Wydarzenia

Śląsk Wrocław – Piast Gliwice (zapowiedź)

2009-11-06 16:08:58
Już w sobotę przy Oporowskiej piłkarze Śląska będą mieli okazję powetować sobie pechową stratę punktów w meczu z Lechem. Do Wrocławia przyjeżdża bowiem przetrzebiona grypą i kontuzjami ekipa gliwickiego Piasta. – W lidze każdy mecz jest ciężki i teraz nie będzie inaczej – przestrzega jednak Tomasz Szewczuk.
Rzeczywiście, podopiecznych Dariusza Fornalaka nie można zlekceważyć. W tabeli Piastunki plasują się nawet dwie pozycje wyżej od Śląska. Potrafili wygrać na wyjeździe z warszawską Polonią i PGE GKS-em Bełchatów oraz na własnym obiekcie urwać punkty Legii. Sprawianie niespodzianek nie jest więc dla graczy z Gliwic niczym obcym. Sęk w tym, że od ponad tygodnia w zespole Piasta szaleje grypa, która uniemożliwiła im w ostatniej kolejce skuteczną rywalizację z Lechią Gdańsk. Kilku piłkarzy musiało zagrać na antybiotykach, inni w ogóle nie wystąpili i w efekcie niebiesko-czerwoni przegrali 0:2. Sytuacja w Gliwicach już się normalizuje, lecz w sobotę na pewno na boisko nie wybiegną wciąż chorzy Sławomir Szary, Przemysław Łudziński (wypożyczony ze Śląska) i Roman Maciejak. Dodatkowo kontuzje leczą Mateusz Kowalski, Damian Seweryn oraz Marcin Bojarski.

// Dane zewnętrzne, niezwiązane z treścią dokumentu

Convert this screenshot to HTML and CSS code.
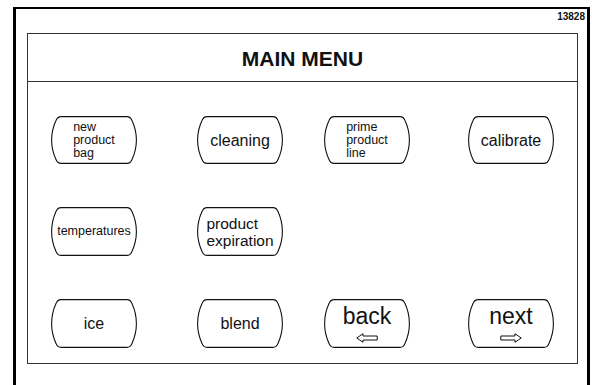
FILE: index.html
```html
<html>
<head>
  <title>Main Menu</title>
  <meta charset="utf-8">
  <link rel="stylesheet" href="styles.css">
</head>
<body>

<!-- button outline, reused by every key -->
<svg class="defs" width="0" height="0">
  <symbol id="key" viewBox="0 0 86 48" preserveAspectRatio="none">
    <path d="M10,0.6 H76 Q79.5,0.6 81,4.5 Q85.4,14 85.4,24 Q85.4,34 81,43.5 Q79.5,47.4 76,47.4 H10 Q6.5,47.4 5,43.5 Q0.6,34 0.6,24 Q0.6,14 5,4.5 Q6.5,0.6 10,0.6 Z"
      fill="#fff" stroke="#111" stroke-width="1.1"/>
  </symbol>
</svg>

<div class="frame">
  <div class="stamp">13828</div>

  <div class="panel">
    <header class="title">MAIN MENU</header>

    <section class="keys">
      <div class="key small"><svg class="shape"><use href="#key"/></svg><span>new<br>product<br>bag</span></div>
      <div class="key"><svg class="shape"><use href="#key"/></svg><span>cleaning</span></div>
      <div class="key small"><svg class="shape"><use href="#key"/></svg><span>prime<br>product<br>line</span></div>
      <div class="key"><svg class="shape"><use href="#key"/></svg><span>calibrate</span></div>

      <div class="key tiny"><svg class="shape"><use href="#key"/></svg><span>temperatures</span></div>
      <div class="key two"><svg class="shape"><use href="#key"/></svg><span>product<br>expiration</span></div>
      <div class="key empty"></div>
      <div class="key empty"></div>

      <div class="key"><svg class="shape"><use href="#key"/></svg><span>ice</span></div>
      <div class="key"><svg class="shape"><use href="#key"/></svg><span>blend</span></div>
      <div class="key nav"><svg class="shape"><use href="#key"/></svg>
        <span>back</span>
        <svg class="arrow" width="22" height="10" viewBox="0 0 22 10"><path d="M0.8,5 L7,0.7 V3 H21.2 V7 H7 V9.3 Z" fill="none" stroke="#111" stroke-width="1"/></svg>
      </div>
      <div class="key nav"><svg class="shape"><use href="#key"/></svg>
        <span>next</span>
        <svg class="arrow" width="22" height="10" viewBox="0 0 22 10"><path d="M21.2,5 L15,0.7 V3 H0.8 V7 H15 V9.3 Z" fill="none" stroke="#111" stroke-width="1"/></svg>
      </div>
    </section>
  </div>
</div>

</body>
</html>
```

FILE: styles.css
```css
* {
  box-sizing: border-box;
}

html, body {
  margin: 0;
  overflow: hidden;
  background: #fff;
}

body {
  font-family: "Liberation Sans", Arial, Helvetica, sans-serif;
  color: #111;
}

.defs {
  position: absolute;
}

/* thick outer frame, no bottom edge on screen */
.frame {
  margin: 7px 0 0 13px;
  width: 577px;
  height: 378px;
  border: 3px solid #000;
  border-top-width: 2px;
  border-bottom: 0;
}

.stamp {
  text-align: right;
  font-size: 10px;
  font-weight: bold;
  line-height: 10px;
  padding: 3px 2px 0 0;
}

.panel {
  margin: 11px 9px 0 11px;
  border: 1px solid #333;
}

.title {
  height: 48px;
  border-bottom: 1px solid #333;
  font-size: 21px;
  font-weight: bold;
  text-align: center;
  line-height: 49px;
}

/* 4 x 3 grid of keys */
.keys {
  display: grid;
  grid-template-columns: 146px 127px 144px 86px;
  grid-template-rows: 48px 49px 49px;
  row-gap: 43px;
  padding: 34px 0 15px 23px;
}

.key {
  position: relative;
  width: 86px;
  display: flex;
  flex-direction: column;
  align-items: center;
  justify-content: center;
  font-size: 16px;
  line-height: 17px;
}

.key .shape {
  position: absolute;
  left: 0;
  top: 0;
  width: 100%;
  height: 100%;
}

.key span {
  position: relative;
  text-align: left;
}

.key.small {
  font-size: 12.5px;
  line-height: 13px;
}

.key.tiny {
  font-size: 12.5px;
}

.key.two {
  font-size: 15.5px;
  line-height: 17px;
}

.key.empty {
  visibility: hidden;
}

.key.nav {
  font-size: 23px;
  line-height: 23px;
}

.arrow {
  position: relative;
  margin-top: 5px;
}
```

W drużynie Piasta utalentowanych graczy nie brakuje. Stefan Majewski powołał ostatnio do kadry U-23 Jakuba Smektałę i Rafała Kwapisza. Z kolei selekcjoner młodzieżówki Andrzej Zamilski umieścił Kamilów Wilczka i Glika na liście rezerwowej, ale wynika to raczej z tego, że graczy tych w spotkaniach sparingowych sprawdzać już nie musi. Glik jest przecież kapitanem tej reprezentacji, a parol na młodego obrońcę zagiął już Lech Poznań. – Jeżeli jest dobry, to gratuluję, ale myślę, że ciężko mu będzie przy Oporowskiej – mówi Szewczuk. – Jesteśmy w stanie pojedynki z nim wygrywać – zapowiada gracz WKS-u.

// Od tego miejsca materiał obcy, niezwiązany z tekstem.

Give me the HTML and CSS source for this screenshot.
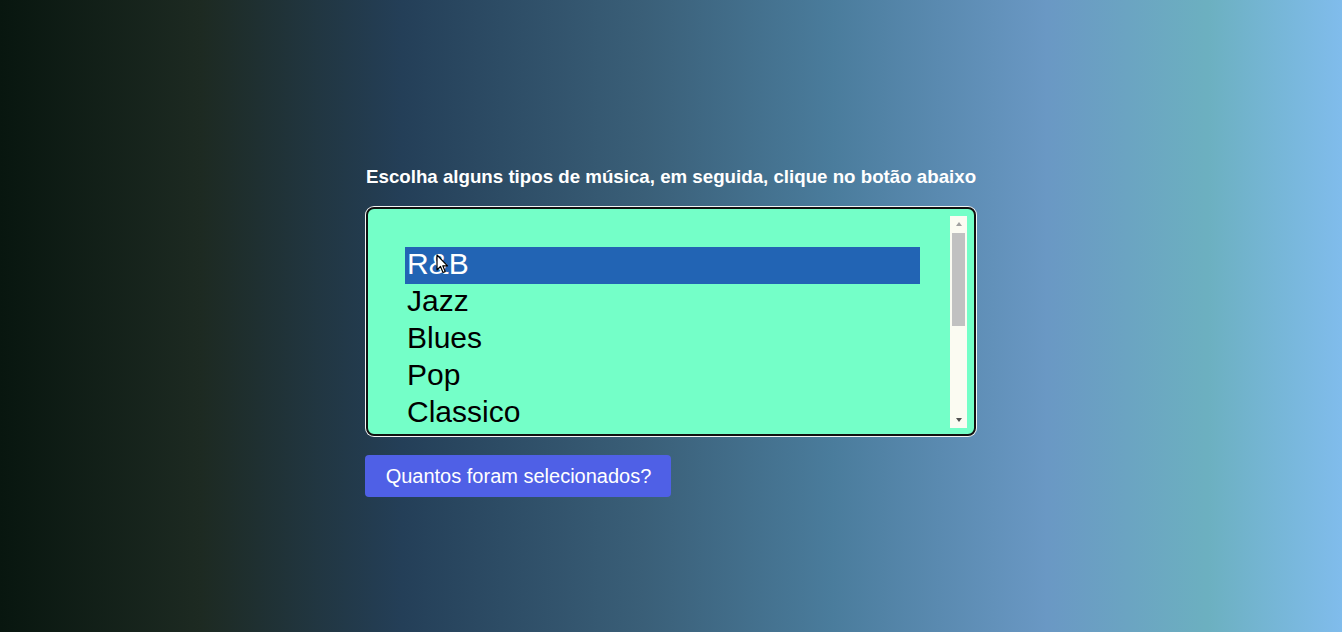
FILE: index.html
```html
<!DOCTYPE html>
<html lang="pt">
<head>
<meta charset="utf-8">
<title>Tipos de música</title>
<link rel="stylesheet" href="styles.css">
</head>
<body>
  <main class="wrap">
    <h3 class="label">Escolha alguns tipos de música, em seguida, clique no botão abaixo</h3>
    <div class="select">
      <ul class="options">
        <li class="option selected">R&amp;B
          <svg class="cursor" width="13" height="20" viewBox="0 0 13 20"><path d="M1 1 L1 16 L4.5 12.5 L7 18.5 L9.2 17.6 L6.8 11.8 L11.5 11.8 Z" fill="#fff" stroke="#000" stroke-width="1.2" stroke-linejoin="round"/></svg>
        </li>
        <li class="option">Jazz</li>
        <li class="option">Blues</li>
        <li class="option">Pop</li>
        <li class="option">Classico</li>
      </ul>
      <div class="scrollbar">
        <div class="arrow up"></div>
        <div class="track"><div class="thumb"></div></div>
        <div class="arrow down"></div>
      </div>
    </div>
    <button class="btn" type="button">Quantos foram selecionados?</button>
  </main>
</body>
</html>
```

FILE: styles.css
```css
html, body {
  margin: 0;
  height: 100%;
}
body {
  background: linear-gradient(to right, #08160f 0%, #1d2a22 15%, #243f58 30%, #3a5f78 48%, #4a7c9c 62%, #6a98c4 78%, #6cb0c0 90%, #80bcec 100%);
  font-family: "Liberation Sans", Arial, sans-serif;
}
.wrap {
  width: 612px;
  margin: 0 auto;
  padding-top: 166px;
  display: flex;
  flex-direction: column;
  align-items: flex-start;
}
.label {
  margin: 0 0 0 1px;
  color: #fff;
  font-weight: bold;
  font-size: 18.72px;
  line-height: 22px;
  white-space: nowrap;
}
.select {
  box-sizing: border-box;
  margin-top: 19px;
  margin-left: 1px;
  width: 610px;
  height: 229px;
  border: 2px solid #111;
  border-radius: 8px;
  box-shadow: 0 0 0 1px #f4f4f4;
  background: #74ffc8;
  padding: 7px 7px 6px 7px;
  display: flex;
  overflow: hidden;
}
.options {
  list-style: none;
  margin: 0;
  flex: 1;
  padding: 31px 30px 0 30px;
}
.option {
  position: relative;
  box-sizing: border-box;
  height: 37px;
  line-height: 33px;
  padding: 0 2px 4px 2px;
  font-size: 30px;
  color: #000;
}
.option.selected {
  background: #2264b4;
  color: #fff;
}
.cursor {
  position: absolute;
  left: 31px;
  top: 7px;
}
.scrollbar {
  width: 17px;
  background: #fbfbf2;
  display: flex;
  flex-direction: column;
}
.arrow {
  height: 16px;
  display: flex;
  align-items: center;
  justify-content: center;
}
.arrow::before {
  content: "";
  width: 0;
  height: 0;
  border-left: 3.5px solid transparent;
  border-right: 3.5px solid transparent;
}
.arrow.up::before {
  border-bottom: 4px solid #a0a0a0;
}
.arrow.down::before {
  border-top: 4px solid #505050;
}
.track {
  flex: 1;
  padding: 1px 2px 0 2px;
}
.thumb {
  height: 93px;
  background: #c1c1c1;
}
.btn {
  margin-top: 19px;
  height: 42px;
  width: 306px;
  border: none;
  border-radius: 4px;
  background: #4f60e6;
  color: #fff;
  font-family: "Liberation Sans", Arial, sans-serif;
  font-size: 20px;
  padding: 0 0 0 1px;
  text-align: center;
}
```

Szewczukowi już raz się udało przechytrzyć Glika i jego partnerów z defensywy Piasta. W rundzie wiosennej ubiegłego sezonu Śląsk wygrał w Gliwicach 1:0 właśnie po jego golu. – Pamiętam, że to spotkanie było rozgrywane w upale i grało się ciężko – wspomina Szewczuk – Ale mecz toczył się pod nasze dyktando i zasłużenie wygraliśmy – opowiada napastnik.

Obecne rozgrywki nie są dla Szewczuka tak udane jak wcześniejsze, w których zdobył dziewięć bramek. Teraz na swoim koncie ma jedno trafienie z sierpniowego meczu przeciwko Polonii Bytom. – Chciałbym się przełamać i strzelić w sobotę gola – nie kryje Szewczuk. – Jeżeli w ogóle będę grać – dodaje po chwili. Tydzień temu w spotkaniu z Kolejorzem wystąpił niespodziewanie na lewej pomocy. – We Wronkach miałem dużo zadań defensywnych. Na prawej stronie grał w Lechu Peszko i musiałem wspomagać Mariusza Pawelca – wyjaśnia piłkarz WKS-u.

We wrocławskim zespole do gry wciąż nie są zdolni Krzysztof Wołczek i Ivo Vazgec, a trener Tarasiewicz w meczowej kadrze w porównaniu do ostatniego meczu dokonał tylko jednej zmiany. Uraz uniemożliwił grę Amirowi Spahiciowi, a Bośniaka w kadrze zastąpi Damian Szydziak.

Spotkanie Śląska z Piastem rozpocznie się w sobotę o godzinie 14.45.